• Code that builds pages:
++++++
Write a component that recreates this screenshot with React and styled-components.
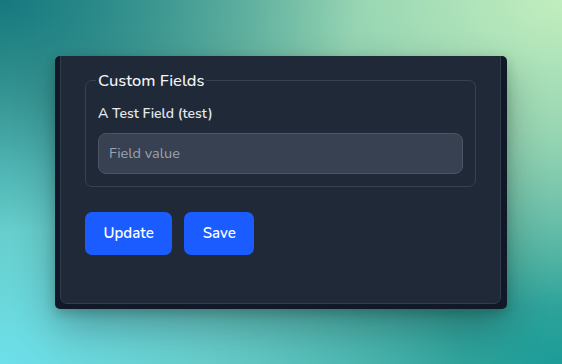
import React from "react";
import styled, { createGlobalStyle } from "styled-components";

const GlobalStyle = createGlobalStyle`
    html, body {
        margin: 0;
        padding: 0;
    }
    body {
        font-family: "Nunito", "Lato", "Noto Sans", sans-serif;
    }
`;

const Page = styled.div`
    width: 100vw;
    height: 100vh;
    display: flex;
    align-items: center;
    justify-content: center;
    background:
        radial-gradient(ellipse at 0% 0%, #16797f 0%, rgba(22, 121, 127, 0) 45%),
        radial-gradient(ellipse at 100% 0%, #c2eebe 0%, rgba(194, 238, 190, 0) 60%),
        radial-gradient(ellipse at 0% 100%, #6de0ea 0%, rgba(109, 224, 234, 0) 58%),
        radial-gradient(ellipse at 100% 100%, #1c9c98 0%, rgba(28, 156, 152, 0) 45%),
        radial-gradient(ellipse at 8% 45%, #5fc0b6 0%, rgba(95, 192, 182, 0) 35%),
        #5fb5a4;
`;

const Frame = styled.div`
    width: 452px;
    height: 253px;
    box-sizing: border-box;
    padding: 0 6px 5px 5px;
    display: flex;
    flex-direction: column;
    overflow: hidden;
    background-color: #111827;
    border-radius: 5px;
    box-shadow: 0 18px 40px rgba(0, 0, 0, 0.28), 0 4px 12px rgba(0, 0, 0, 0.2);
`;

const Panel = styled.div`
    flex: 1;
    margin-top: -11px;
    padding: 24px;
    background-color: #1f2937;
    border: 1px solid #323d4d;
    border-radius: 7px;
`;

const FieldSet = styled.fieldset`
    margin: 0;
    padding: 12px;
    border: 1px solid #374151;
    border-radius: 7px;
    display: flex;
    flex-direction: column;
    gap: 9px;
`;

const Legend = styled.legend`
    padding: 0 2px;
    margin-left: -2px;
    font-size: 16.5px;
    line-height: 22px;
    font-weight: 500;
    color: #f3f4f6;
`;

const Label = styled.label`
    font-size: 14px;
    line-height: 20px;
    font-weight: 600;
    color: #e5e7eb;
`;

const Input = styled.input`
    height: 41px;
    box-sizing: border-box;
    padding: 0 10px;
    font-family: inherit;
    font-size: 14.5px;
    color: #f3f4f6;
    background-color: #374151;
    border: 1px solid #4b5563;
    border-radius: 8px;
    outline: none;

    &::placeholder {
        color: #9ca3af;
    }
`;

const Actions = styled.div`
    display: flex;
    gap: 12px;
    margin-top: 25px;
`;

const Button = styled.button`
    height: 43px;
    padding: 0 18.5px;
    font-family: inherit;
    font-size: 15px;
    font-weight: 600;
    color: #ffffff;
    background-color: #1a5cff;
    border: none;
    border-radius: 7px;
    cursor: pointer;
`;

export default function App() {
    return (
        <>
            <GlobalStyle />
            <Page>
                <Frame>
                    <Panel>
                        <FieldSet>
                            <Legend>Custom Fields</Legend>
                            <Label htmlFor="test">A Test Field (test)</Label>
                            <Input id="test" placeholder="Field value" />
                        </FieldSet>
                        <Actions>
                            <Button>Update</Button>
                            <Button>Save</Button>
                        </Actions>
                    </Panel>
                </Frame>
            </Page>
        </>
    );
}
++++++
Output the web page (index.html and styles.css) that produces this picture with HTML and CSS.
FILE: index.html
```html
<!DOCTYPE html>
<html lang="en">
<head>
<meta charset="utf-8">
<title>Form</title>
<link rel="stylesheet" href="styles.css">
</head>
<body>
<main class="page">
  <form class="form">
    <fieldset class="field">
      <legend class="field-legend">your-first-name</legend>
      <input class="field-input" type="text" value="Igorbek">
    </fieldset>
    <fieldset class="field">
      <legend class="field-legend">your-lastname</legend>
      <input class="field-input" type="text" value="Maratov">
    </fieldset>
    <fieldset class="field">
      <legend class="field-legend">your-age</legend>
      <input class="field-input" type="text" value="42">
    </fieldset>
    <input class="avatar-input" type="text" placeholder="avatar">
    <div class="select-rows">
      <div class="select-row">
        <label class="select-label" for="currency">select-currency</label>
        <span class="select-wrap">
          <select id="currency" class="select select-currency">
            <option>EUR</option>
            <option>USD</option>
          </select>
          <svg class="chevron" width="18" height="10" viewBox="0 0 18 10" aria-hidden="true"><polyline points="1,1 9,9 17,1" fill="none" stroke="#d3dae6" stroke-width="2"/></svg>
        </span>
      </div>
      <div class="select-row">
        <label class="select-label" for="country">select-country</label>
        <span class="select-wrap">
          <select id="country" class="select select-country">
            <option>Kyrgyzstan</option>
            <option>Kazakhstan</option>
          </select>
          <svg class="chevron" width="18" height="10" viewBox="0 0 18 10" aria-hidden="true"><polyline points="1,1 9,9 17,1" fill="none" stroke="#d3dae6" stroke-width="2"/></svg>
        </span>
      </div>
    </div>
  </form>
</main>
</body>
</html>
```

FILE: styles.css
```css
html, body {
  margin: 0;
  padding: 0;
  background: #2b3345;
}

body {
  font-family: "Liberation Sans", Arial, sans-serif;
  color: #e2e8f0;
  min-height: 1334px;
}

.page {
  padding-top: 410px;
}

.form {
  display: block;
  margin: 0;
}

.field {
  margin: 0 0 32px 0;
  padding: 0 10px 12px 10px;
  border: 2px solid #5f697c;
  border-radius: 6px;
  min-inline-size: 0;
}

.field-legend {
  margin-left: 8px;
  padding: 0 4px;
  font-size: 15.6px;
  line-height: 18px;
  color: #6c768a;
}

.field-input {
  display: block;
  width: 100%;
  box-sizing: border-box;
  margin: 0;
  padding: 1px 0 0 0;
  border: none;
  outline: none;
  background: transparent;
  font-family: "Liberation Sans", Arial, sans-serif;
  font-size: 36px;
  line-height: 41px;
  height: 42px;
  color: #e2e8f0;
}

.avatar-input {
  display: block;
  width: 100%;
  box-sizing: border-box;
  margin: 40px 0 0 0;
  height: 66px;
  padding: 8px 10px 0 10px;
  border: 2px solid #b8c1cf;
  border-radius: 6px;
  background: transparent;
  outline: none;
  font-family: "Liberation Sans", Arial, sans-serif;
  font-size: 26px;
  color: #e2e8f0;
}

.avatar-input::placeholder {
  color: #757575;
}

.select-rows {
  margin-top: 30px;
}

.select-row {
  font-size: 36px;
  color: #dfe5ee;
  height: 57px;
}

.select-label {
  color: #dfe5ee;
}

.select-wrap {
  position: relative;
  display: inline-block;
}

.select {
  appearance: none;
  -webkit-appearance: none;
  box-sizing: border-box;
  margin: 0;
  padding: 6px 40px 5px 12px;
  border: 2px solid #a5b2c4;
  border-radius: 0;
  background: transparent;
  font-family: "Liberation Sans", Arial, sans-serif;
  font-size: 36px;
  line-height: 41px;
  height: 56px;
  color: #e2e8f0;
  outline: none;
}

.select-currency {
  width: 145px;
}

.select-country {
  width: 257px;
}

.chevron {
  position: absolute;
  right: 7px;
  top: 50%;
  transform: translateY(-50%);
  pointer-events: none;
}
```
++++++
• GIVEN TASK:
Pick each line holding the word "React" out of the data and copy it.

• ANSWER TO THIS EXERCISE:
Write a component that recreates this screenshot with React and styled-components.
import React from "react";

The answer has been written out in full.